Whether or not the pound will get devaluated by an additional two pounds against the dollar in 2023, or even reaches 30 pounds, the pound will not collapse to the levels heard by speculators, as Egypt, during the next four years, will bridge the financial imbalances with about $18 billion, in addition to tourism revenues, the Suez Canal, gas exports, and others.

Some Egyptians know the price of the dollar in the parallel market from subtracting the price of a certain commodity in foreign markets, namely gold, with its price in the Egyptian one.

Meanwhile, with lower inflation in the US, the Federal Reserve will have to lower interest rates, somewhere by mid-2023, and as the rate drops, hot cash will return to countries offering high rates like Egypt.

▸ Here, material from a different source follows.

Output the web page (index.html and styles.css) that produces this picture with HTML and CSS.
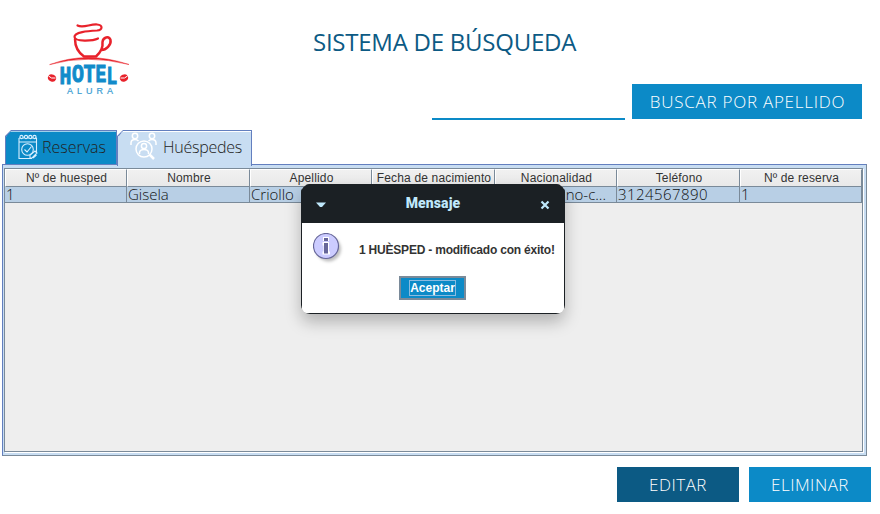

Currency futures are a transferable contract that specifies the price at which a currency can be bought or sold at a future date. Like any other currency, the Egyptian pound is put on international futures market. The Egyptian Pound is expected to trade at 25.5 by the end of this quarter, and estimated to trade at 27.9 in 12 months time.

In fact, since  March 2022 devaluation, the dollar has been on a tear against major global currencies. Much of the world is under increasing pressure as tightening financial conditions in the US have pushed the dollar higher than ever.